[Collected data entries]
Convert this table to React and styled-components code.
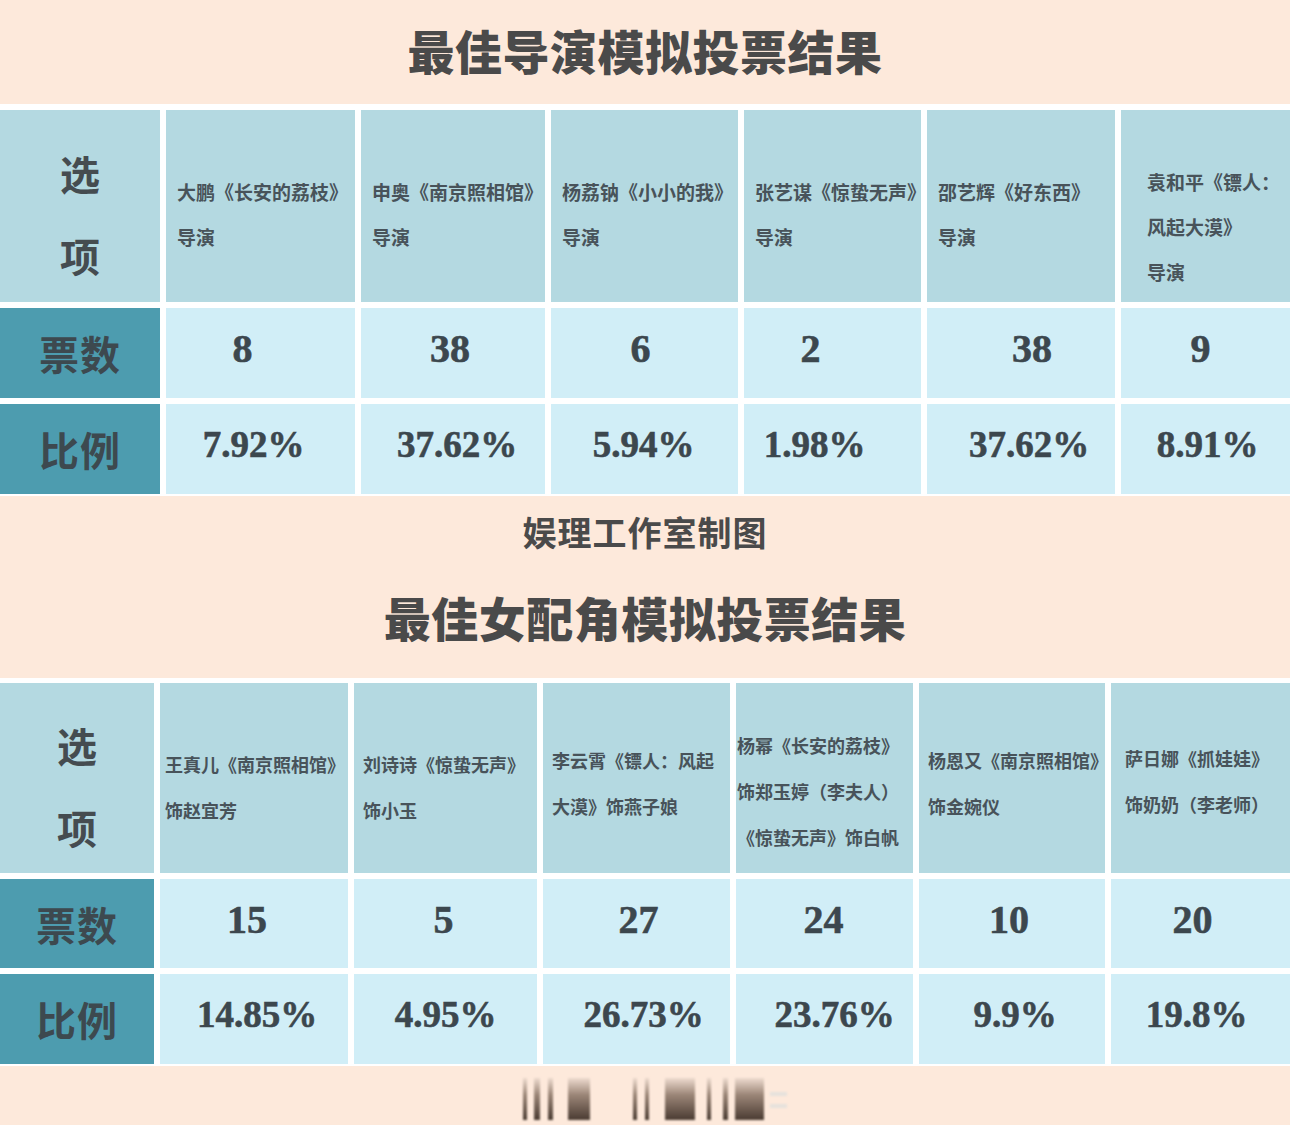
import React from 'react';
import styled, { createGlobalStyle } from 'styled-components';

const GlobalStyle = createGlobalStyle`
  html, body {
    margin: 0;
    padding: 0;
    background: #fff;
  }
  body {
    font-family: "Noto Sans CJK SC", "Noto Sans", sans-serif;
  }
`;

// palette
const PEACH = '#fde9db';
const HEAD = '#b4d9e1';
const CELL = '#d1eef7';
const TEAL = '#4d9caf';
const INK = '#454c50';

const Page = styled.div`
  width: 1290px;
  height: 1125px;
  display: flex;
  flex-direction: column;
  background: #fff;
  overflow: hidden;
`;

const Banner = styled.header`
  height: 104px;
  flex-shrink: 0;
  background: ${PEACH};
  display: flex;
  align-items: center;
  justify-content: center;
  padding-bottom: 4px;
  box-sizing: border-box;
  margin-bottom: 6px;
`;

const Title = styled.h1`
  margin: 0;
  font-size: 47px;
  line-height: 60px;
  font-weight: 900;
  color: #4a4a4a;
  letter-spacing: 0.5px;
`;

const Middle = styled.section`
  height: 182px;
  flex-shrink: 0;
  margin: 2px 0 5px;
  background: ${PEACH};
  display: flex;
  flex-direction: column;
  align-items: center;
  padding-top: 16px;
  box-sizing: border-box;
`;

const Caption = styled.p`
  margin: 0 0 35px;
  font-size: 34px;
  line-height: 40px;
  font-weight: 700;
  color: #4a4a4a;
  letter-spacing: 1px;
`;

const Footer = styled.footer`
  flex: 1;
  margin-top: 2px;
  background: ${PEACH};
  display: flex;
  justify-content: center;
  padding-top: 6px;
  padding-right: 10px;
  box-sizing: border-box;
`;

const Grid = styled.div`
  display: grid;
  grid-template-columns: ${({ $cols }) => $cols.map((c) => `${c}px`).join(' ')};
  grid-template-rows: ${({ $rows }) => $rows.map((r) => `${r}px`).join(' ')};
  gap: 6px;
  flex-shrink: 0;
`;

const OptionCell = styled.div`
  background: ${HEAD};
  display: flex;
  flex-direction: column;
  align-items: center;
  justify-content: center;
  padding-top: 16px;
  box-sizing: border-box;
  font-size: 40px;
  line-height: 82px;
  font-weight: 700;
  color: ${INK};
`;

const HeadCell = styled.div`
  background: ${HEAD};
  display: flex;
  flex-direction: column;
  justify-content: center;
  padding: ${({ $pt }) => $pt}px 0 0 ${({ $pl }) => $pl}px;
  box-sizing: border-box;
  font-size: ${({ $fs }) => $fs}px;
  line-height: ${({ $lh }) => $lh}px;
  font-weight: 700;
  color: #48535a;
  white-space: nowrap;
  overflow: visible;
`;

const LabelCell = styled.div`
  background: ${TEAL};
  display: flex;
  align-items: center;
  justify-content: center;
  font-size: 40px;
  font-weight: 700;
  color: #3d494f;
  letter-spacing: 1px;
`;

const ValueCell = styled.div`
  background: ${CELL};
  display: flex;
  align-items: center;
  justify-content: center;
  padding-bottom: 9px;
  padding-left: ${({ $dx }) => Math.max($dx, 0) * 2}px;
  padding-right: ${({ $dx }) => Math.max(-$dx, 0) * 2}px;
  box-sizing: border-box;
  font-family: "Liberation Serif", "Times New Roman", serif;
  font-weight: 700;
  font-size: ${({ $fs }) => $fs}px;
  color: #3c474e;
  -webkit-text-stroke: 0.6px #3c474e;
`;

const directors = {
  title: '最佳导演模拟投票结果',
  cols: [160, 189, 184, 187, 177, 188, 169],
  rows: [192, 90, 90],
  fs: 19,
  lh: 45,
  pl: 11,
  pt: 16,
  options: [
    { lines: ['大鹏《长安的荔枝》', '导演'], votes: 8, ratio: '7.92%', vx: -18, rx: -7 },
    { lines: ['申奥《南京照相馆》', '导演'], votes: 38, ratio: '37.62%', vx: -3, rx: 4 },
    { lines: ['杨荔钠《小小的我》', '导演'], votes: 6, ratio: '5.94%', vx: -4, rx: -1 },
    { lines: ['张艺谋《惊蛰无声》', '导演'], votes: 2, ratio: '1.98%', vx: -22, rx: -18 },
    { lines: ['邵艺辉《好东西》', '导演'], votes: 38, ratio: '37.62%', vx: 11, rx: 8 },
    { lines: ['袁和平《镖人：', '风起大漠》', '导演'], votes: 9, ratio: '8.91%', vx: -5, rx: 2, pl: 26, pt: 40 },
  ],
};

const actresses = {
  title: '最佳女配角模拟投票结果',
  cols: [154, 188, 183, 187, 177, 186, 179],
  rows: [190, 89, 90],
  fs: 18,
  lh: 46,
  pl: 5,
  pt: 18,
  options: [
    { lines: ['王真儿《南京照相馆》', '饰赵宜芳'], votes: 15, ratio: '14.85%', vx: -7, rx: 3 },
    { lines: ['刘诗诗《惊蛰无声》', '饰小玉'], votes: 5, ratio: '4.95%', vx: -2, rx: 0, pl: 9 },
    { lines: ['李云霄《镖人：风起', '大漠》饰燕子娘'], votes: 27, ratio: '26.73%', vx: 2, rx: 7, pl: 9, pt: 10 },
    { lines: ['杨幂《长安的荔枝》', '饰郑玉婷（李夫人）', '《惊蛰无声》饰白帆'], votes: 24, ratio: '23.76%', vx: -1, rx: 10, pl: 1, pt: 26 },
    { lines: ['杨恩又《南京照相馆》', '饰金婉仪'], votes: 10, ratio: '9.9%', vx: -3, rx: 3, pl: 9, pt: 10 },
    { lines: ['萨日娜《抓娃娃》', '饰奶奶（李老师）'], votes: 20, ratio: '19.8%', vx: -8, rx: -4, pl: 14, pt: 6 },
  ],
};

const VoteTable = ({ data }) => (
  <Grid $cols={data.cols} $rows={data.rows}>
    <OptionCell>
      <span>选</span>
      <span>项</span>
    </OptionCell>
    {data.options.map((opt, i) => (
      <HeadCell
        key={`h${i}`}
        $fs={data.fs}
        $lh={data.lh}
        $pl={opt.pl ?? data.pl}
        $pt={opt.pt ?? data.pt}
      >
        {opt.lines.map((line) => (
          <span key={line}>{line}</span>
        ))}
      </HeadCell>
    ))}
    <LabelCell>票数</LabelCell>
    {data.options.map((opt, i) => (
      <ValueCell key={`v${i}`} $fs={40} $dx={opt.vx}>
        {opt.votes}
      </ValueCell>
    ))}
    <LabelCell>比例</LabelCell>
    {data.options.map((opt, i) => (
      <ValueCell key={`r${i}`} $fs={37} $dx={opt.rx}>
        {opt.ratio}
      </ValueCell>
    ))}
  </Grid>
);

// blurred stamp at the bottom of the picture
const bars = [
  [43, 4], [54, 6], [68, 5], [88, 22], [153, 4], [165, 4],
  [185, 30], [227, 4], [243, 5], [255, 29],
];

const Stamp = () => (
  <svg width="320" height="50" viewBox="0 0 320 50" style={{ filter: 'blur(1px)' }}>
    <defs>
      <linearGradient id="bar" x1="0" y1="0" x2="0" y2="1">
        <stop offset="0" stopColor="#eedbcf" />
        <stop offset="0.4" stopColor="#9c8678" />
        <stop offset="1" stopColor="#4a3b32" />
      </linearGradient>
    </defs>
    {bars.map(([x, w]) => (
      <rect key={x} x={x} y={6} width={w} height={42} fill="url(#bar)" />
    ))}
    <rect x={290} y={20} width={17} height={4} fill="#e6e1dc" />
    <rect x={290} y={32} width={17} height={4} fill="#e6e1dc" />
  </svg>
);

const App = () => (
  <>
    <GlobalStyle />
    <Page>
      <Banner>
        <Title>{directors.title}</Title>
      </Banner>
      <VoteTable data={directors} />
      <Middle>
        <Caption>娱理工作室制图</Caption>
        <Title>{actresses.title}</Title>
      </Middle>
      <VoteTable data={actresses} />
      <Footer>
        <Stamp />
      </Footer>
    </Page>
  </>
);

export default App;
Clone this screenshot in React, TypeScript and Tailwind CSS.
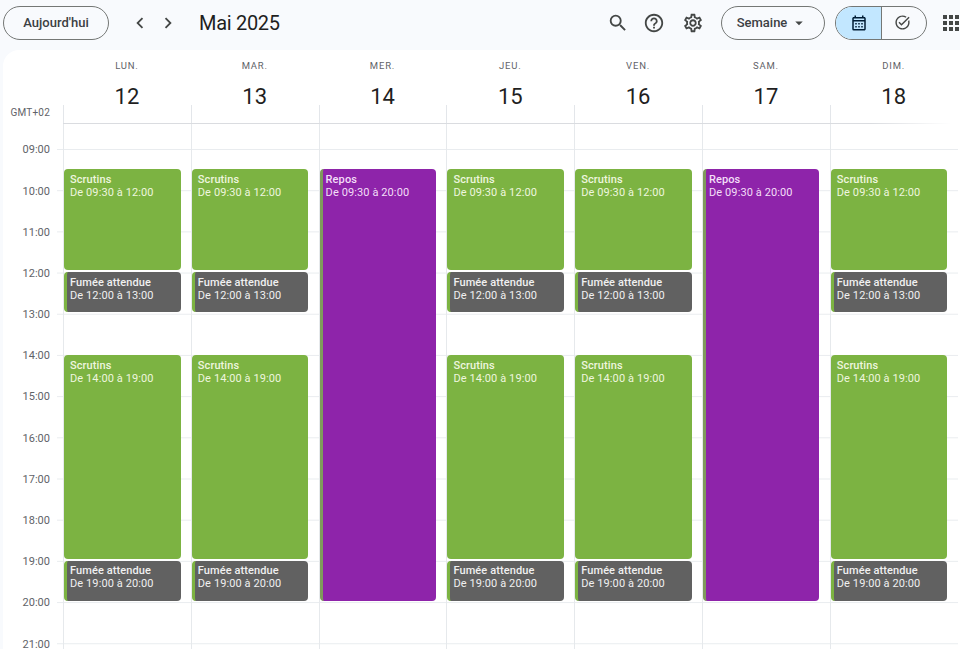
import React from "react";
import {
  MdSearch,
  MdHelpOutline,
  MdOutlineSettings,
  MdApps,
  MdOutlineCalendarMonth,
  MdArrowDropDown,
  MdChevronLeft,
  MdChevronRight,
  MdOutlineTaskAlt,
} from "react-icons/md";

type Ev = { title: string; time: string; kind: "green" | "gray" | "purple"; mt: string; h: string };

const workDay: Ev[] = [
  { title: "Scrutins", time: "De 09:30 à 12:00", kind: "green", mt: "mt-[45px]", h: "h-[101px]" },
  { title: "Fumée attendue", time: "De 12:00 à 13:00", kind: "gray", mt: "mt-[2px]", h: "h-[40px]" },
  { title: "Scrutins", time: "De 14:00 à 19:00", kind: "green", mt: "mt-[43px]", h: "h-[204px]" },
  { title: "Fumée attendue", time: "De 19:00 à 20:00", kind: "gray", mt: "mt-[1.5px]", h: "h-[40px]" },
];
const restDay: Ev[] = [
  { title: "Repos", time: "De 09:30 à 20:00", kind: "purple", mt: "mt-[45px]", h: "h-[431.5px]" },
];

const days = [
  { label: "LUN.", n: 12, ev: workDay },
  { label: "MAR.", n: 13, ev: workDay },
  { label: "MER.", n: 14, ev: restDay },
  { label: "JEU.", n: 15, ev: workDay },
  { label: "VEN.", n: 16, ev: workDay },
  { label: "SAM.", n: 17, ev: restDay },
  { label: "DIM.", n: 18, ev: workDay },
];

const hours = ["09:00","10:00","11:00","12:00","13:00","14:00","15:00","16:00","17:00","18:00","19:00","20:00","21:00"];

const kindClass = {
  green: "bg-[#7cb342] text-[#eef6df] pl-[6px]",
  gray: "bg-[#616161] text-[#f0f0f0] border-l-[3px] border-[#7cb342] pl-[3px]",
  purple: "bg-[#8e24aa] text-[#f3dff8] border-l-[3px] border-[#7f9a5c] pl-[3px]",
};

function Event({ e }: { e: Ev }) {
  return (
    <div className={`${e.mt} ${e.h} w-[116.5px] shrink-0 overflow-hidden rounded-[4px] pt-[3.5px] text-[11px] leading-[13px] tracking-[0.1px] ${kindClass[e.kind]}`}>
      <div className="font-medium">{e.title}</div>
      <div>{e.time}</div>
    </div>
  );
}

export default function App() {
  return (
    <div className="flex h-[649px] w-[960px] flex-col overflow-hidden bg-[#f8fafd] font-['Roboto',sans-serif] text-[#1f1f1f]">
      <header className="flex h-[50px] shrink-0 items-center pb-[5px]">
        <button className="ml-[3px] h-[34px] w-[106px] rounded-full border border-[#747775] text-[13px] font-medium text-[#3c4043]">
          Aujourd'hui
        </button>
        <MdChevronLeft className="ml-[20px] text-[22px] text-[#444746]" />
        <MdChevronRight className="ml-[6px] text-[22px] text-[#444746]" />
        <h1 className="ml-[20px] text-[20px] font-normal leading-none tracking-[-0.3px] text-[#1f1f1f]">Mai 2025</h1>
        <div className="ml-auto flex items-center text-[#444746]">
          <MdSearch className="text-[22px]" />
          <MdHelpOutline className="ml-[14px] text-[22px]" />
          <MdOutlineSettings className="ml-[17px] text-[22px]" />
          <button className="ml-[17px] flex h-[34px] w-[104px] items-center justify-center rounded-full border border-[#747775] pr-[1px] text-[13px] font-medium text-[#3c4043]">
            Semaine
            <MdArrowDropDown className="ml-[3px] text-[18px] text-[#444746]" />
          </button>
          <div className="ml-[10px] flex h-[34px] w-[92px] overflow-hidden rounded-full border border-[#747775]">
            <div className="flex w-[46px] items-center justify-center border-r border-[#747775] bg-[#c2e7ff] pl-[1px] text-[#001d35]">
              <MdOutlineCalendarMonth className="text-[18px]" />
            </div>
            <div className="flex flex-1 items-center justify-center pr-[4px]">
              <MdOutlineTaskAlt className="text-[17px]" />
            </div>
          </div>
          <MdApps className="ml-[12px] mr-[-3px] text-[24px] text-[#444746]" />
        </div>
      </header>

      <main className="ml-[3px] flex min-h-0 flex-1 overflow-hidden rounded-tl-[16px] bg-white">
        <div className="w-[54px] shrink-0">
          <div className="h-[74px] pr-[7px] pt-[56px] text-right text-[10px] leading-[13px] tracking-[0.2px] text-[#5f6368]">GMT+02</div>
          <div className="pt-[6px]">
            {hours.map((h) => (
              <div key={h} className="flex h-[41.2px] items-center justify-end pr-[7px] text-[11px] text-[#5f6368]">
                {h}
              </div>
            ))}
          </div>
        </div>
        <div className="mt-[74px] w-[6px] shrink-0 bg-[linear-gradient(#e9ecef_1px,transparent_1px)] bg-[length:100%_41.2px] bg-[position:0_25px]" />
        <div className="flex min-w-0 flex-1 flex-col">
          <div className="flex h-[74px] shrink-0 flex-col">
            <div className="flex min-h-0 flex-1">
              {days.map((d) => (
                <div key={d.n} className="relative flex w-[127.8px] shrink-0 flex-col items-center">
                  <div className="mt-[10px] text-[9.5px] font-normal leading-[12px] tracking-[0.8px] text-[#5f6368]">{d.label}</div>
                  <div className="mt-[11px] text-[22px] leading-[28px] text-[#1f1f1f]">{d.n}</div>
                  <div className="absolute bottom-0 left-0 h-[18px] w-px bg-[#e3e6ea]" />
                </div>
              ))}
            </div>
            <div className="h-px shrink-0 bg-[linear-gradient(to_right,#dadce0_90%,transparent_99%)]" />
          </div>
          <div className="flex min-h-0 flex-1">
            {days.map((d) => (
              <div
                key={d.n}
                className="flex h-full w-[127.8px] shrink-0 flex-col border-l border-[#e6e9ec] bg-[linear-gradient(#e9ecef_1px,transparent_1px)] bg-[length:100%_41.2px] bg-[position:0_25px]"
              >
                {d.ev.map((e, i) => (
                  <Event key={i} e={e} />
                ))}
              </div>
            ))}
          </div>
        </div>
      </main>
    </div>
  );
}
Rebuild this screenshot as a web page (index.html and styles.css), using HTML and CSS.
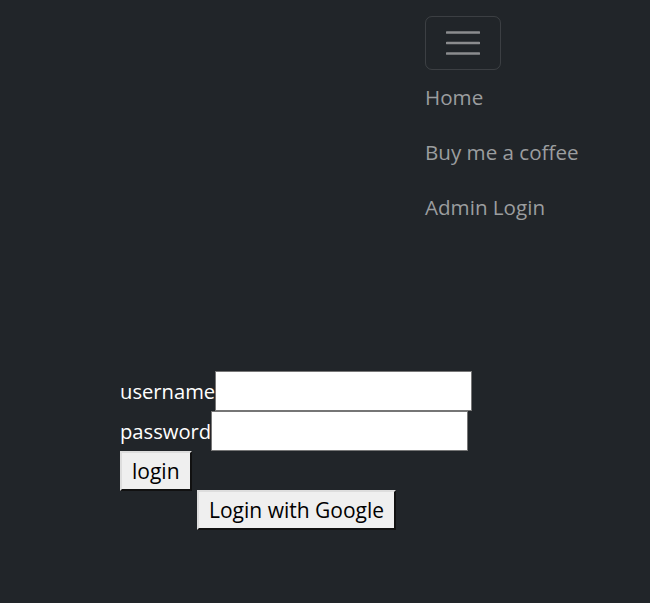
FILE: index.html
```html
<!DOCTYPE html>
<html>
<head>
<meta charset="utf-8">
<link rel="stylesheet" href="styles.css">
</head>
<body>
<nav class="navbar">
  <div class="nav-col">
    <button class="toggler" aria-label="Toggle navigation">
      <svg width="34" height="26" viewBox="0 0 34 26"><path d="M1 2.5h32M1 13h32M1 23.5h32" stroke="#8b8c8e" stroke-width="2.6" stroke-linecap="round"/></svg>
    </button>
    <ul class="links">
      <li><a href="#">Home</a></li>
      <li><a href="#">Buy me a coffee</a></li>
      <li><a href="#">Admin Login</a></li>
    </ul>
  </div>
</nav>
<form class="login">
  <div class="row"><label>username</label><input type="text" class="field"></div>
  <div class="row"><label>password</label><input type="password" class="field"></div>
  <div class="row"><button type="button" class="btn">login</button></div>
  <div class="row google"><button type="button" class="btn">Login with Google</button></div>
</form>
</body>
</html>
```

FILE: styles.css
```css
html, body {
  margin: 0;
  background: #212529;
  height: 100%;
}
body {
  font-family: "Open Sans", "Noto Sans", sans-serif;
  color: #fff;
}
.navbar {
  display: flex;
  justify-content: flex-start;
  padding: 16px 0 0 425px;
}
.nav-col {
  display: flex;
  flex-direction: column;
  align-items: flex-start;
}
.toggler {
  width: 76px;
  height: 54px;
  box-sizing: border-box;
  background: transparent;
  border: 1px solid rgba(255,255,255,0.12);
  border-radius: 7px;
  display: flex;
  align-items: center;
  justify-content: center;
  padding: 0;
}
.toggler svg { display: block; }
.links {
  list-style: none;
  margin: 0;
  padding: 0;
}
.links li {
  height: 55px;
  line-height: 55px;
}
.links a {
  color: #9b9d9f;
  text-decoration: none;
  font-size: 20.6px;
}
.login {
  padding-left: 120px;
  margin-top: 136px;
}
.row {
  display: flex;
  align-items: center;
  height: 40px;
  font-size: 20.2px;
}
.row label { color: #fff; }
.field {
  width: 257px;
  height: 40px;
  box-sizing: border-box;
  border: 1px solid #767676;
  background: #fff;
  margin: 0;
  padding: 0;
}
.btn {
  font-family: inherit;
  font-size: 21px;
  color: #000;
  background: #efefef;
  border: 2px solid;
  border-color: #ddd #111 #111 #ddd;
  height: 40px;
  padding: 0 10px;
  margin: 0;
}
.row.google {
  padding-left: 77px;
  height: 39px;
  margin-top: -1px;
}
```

◆ PROMPT
Only lines with the string "styles" belong in your answer; copy each one.

◆ RESULT FOR THIS TASK
Rebuild this screenshot as a web page (index.html and styles.css), using HTML and CSS.
<link rel="stylesheet" href="styles.css">
FILE: styles.css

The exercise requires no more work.